Now, Loved Ones, I can see that's why God is often not able to make His promises about happiness in the face of criticism real in some of our lives. Our own relationship with God is based more on being part of a group and on what the group thinks of us, then on any personal relationship to Jesus. Now would you think of that seriously? Start with the promises. Are there any promises that you feel God doesn't make real to you? Let me just put it straight to you - what about your reputation? Do you get hurt when people criticize you? Now stop pretending that that's human - that's carnal - that's not human. God's human beings were meant to walk with His approval and His acknowledgment alone necessary to their happiness. So it's not human - it's carnal.

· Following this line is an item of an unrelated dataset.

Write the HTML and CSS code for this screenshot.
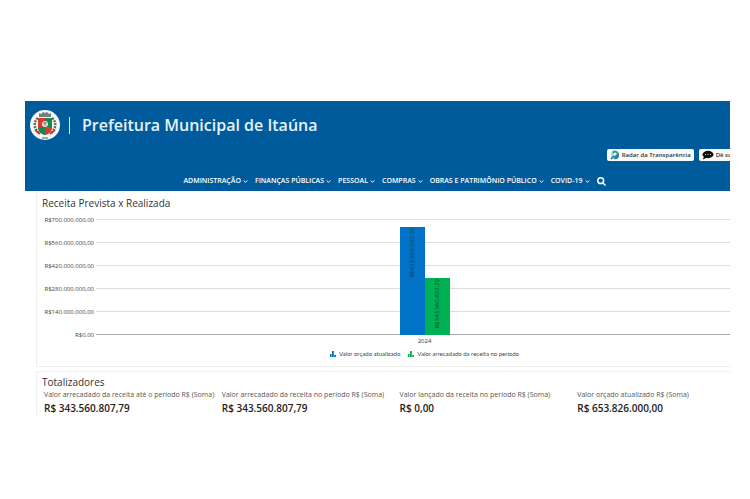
FILE: index.html
```
<!DOCTYPE html>
<html lang="pt-BR">
<head>
<meta charset="utf-8">
<title>Prefeitura Municipal de Itaúna</title>
<link rel="stylesheet" href="styles.css">
</head>
<body>
<div class="viewport">
<div class="page">
  <header class="header">
    <div class="brand">
      <svg class="crest" viewBox="0 0 30 30" aria-hidden="true">
        <circle cx="15" cy="15" r="15" fill="#f6faf8"/>
        <path d="M8 8C3 12 4 19 9 23" fill="none" stroke="#58705e" stroke-width="2.5" stroke-dasharray="2 1"/>
        <path d="M22 8C27 12 26 19 21 23" fill="none" stroke="#58705e" stroke-width="2.5" stroke-dasharray="2 1"/>
        <path d="M5 20l5 4M25 20l-5 4" stroke="#c8403c" stroke-width="2"/>
        <path d="M9 3l2 1 2-2 2 1 2-1 2 2 2-1v4H9z" fill="#77817c"/>
        <path d="M8 8h7v17c-4-1-7-4-7-8z" fill="#d93a2f"/>
        <path d="M15 8h7v9c0 4-3 7-7 8z" fill="#168a4c"/>
        <path d="M8 18l7-2v9c-4-1-6-3-7-7z" fill="#168a4c"/>
        <path d="M15 16l7 2c-1 4-3 6-7 7z" fill="#d93a2f"/>
        <circle cx="15" cy="14" r="3" fill="#e9e4df"/>
        <path d="M13 13h4M15 12v4" stroke="#8d7770"/>
        <path d="M12 28h6" stroke="#4b5a50"/>
      </svg>
      <span class="divider"></span>
      <h1 class="title">Prefeitura Municipal de Itaúna</h1>
    </div>
    <div class="actions">
      <button class="action" type="button">
        <svg class="action-icon" viewBox="0 0 10 10" aria-hidden="true">
          <circle cx="5" cy="5" r="4" fill="#a9dcd0"/>
          <path d="M2 2a4 4 0 0 1 7 2L5 5z" fill="#28a58c"/>
          <path d="M9 4a4 4 0 0 1-5 5l1-4z" fill="#2779a8"/>
          <circle cx="5" cy="4" r="1.5" fill="#f5fbfa"/>
          <path d="M4 6L1 9" stroke="#1d658f" stroke-width="1.5"/>
        </svg>
        Radar da Transparência
      </button>
      <button class="action" type="button">
        <svg class="action-icon wide" viewBox="0 0 12 10" aria-hidden="true">
          <ellipse cx="6" cy="4.5" rx="5.5" ry="3.7" fill="#111"/>
          <path d="M2 6L1 9.5l4-2z" fill="#111"/>
          <path d="M3 4.5h1M5.5 4.5h1M8 4.5h1" stroke="#ccc"/>
        </svg>
        Dê sugestão
      </button>
    </div>
    <nav class="nav">
      <a href="#">ADMINISTRAÇÃO<svg class="chev" viewBox="0 0 5 5" aria-hidden="true"><path d="M.7 1.5l1.8 1.8 1.8-1.8"/></svg></a>
      <a href="#">FINANÇAS PÚBLICAS<svg class="chev" viewBox="0 0 5 5" aria-hidden="true"><path d="M.7 1.5l1.8 1.8 1.8-1.8"/></svg></a>
      <a href="#">PESSOAL<svg class="chev" viewBox="0 0 5 5" aria-hidden="true"><path d="M.7 1.5l1.8 1.8 1.8-1.8"/></svg></a>
      <a href="#">COMPRAS<svg class="chev" viewBox="0 0 5 5" aria-hidden="true"><path d="M.7 1.5l1.8 1.8 1.8-1.8"/></svg></a>
      <a href="#">OBRAS E PATRIMÔNIO PÚBLICO<svg class="chev" viewBox="0 0 5 5" aria-hidden="true"><path d="M.7 1.5l1.8 1.8 1.8-1.8"/></svg></a>
      <a href="#">COVID-19<svg class="chev" viewBox="0 0 5 5" aria-hidden="true"><path d="M.7 1.5l1.8 1.8 1.8-1.8"/></svg></a>
      <a href="#" aria-label="Buscar"><svg class="search" viewBox="0 0 9 9" aria-hidden="true"><circle cx="3.7" cy="3.7" r="2.9"/><path d="M5.8 5.8l2.7 2.7"/></svg></a>
    </nav>
  </header>

  <main class="content">
    <section class="card chart-card">
      <h2 class="heading">Receita Prevista x Realizada</h2>
      <div class="chart">
        <div class="scale">
          <div class="tick"><span>R$700.000.000,00</span></div>
          <div class="tick"><span>R$560.000.000,00</span></div>
          <div class="tick"><span>R$420.000.000,00</span></div>
          <div class="tick"><span>R$280.000.000,00</span></div>
          <div class="tick"><span>R$140.000.000,00</span></div>
          <div class="tick base"><span>R$0,00</span></div>
        </div>
        <div class="bars">
          <div class="bar blue" style="height:93.4%">R$653.826.000,00</div>
          <div class="bar green" style="height:49.1%">R$343.560.807,79</div>
        </div>
      </div>
      <div class="year">2024</div>
      <div class="legend">
        <span class="key"><svg class="key-icon blue-key" viewBox="0 0 6 6" aria-hidden="true"><path d="M0 3h1.6v3H0zM2 0h1.8v6H2zM4.2 4H6v2H4.2z"/></svg>Valor orçado atualizado</span>
        <span class="key"><svg class="key-icon green-key" viewBox="0 0 6 6" aria-hidden="true"><path d="M0 3h1.6v3H0zM2 0h1.8v6H2zM4.2 4H6v2H4.2z"/></svg>Valor arrecadado da receita no período</span>
      </div>
    </section>

    <section class="card totals-card">
      <h2 class="heading">Totalizadores</h2>
      <dl class="totals">
        <div><dt>Valor arrecadado da receita até o período R$ (Soma)</dt><dd>R$ 343.560.807,79</dd></div>
        <div><dt>Valor arrecadado da receita no período R$ (Soma)</dt><dd>R$ 343.560.807,79</dd></div>
        <div><dt>Valor lançado da receita no período R$ (Soma)</dt><dd>R$ 0,00</dd></div>
        <div><dt>Valor orçado atualizado R$ (Soma)</dt><dd>R$ 653.826.000,00</dd></div>
      </dl>
    </section>
  </main>
</div>
</div>
</body>
</html>
```
FILE: styles.css
```
* { box-sizing: border-box; }
body {
  margin: 0;
  background: #fff;
  color: #333;
  font-family: "Open Sans", "Noto Sans", sans-serif;
}
h1, h2, dl, dd { margin: 0; }

/* The window shows the left part of a slightly wider page. */
.viewport { margin: 101px 20px 0 25px; overflow: hidden; }
.page { width: calc(100% + 34px); }

.header { background: #005b9c; color: #fff; padding: 9px 5px 4px; }
.brand { display: flex; align-items: center; height: 30px; }
.crest { width: 30px; height: 30px; }
.divider { width: 1px; height: 17px; margin: 0 12px 0 9px; background: #d5e8f5; }
.title { font-size: 16px; line-height: 20px; font-weight: 600; color: #e6f2fa; }

.actions { display: flex; justify-content: flex-end; gap: 5px; margin-top: 9px; padding-right: 5px; }
.action {
  display: flex;
  align-items: center;
  gap: 2px;
  flex: none;
  height: 12px;
  padding: 0 3px;
  border: 0;
  border-radius: 2px;
  background: #f9fbfc;
  color: #333;
  font: 600 6px/12px "Open Sans", sans-serif;
  white-space: nowrap;
}
.action-icon { width: 10px; height: 10px; }
.action-icon.wide { width: 12px; }

.nav {
  display: flex;
  justify-content: center;
  gap: 7px;
  height: 12px;
  margin-top: 14px;
}
.nav a {
  display: flex;
  align-items: center;
  gap: 2px;
  color: #fff;
  font-size: 7px;
  line-height: 12px;
  font-weight: 600;
  text-decoration: none;
  white-space: nowrap;
}
.chev { width: 5px; height: 5px; fill: none; stroke: #fff; }
.search { width: 9px; height: 9px; fill: none; stroke: #fff; stroke-width: 1.5; }

.content { display: grid; gap: 4px; padding: 0 8px 0 11px; }
.card { border: 1px solid #eee; }
.chart-card { border-top: 0; padding: 5px 0 8px 5px; }
.heading { font-size: 10px; line-height: 14px; font-weight: 400; }

.chart { display: grid; grid-template-columns: 52px 1fr; grid-template-rows: 138px; margin-top: -2px; }
.scale { grid-area: 1 / 1 / 2 / 3; }
.tick {
  display: grid;
  grid-template-columns: 52px 1fr;
  gap: 2px;
  align-items: center;
  height: 23px;
  font-size: 6px;
  line-height: 8px;
  text-align: right;
  color: #444;
}
.tick::after { content: ""; height: 1px; background: #ddd; }
.tick.base::after { background: #aaa; }
.bars {
  grid-area: 1 / 2 / 2 / 3;
  display: flex;
  justify-content: center;
  align-items: flex-end;
  margin: 11px 0;
  z-index: 1;
}
.bar {
  width: 25px;
  padding-top: 1px;
  writing-mode: sideways-lr;
  display: flex;
  align-items: center;
  justify-content: flex-end;
  font-size: 6px;
  line-height: 8px;
  color: #173b45;
}
.blue { background: #0073c8; }
.green { background: #00b053; }
.year { margin: -9px 0 0 52px; text-align: center; font-size: 6px; line-height: 8px; }
.legend { display: flex; justify-content: center; gap: 8px; margin-top: 5px; padding-left: 52px; }
.key {
  display: flex;
  align-items: center;
  gap: 3px;
  font-family: Lato, "Open Sans", sans-serif;
  font-size: 6px;
  line-height: 8px;
  color: #444;
}
.key-icon { width: 6px; height: 6px; }
.blue-key { fill: #0073b8; }
.green-key { fill: #00b053; }

.totals-card { border-bottom: 0; padding: 3px 0 0 5px; }
.totals { display: grid; grid-template-columns: repeat(4, 1fr); padding-left: 2px; }
.totals dt { font-size: 7px; line-height: 12px; color: #555; white-space: nowrap; }
.totals dd { font-size: 10px; line-height: 14px; font-weight: 600; color: #222; }
```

Now, do you get hurt when others criticize you, or when you are stabbed in the back? Now, loved ones, what I say to you is, without doing all kinds of big crisis examinations of your whole life, why not give yourself to Jesus anew this morning? Why not just say to Him, "Lord, some of the things that were said this morning apply to me Lord, I don't know just where I am, but I want to get on the right terms with you personally. Lord, I'm going to forget all my dependence on this group salvation stuff and I'm going to forget this business of whether I'm like Pastor or like somebody else or whether I'm in the group here. Lord, I went to be right with you myself. So, Lord Jesus, I confess my sins to you now, especially of this sin of depending on man's opinion instead of yours. Lord, I die to that. If you were willing to be insulted and to be treated as a common criminal on Calvary, and you want me to join you there, then I'm willing. I'm willing to be thought a fool or a failure forever. But Lord, I confess this sin now, I turn from it, I accept whatever you want me to accept in this life. And now will you give me your Holy Spirit and will you, Holy Spirit, come in and dwell in me and refresh me and enable me to have a personal relationship with God in my own private life. Loved Ones, I would just say to you, why not do that now?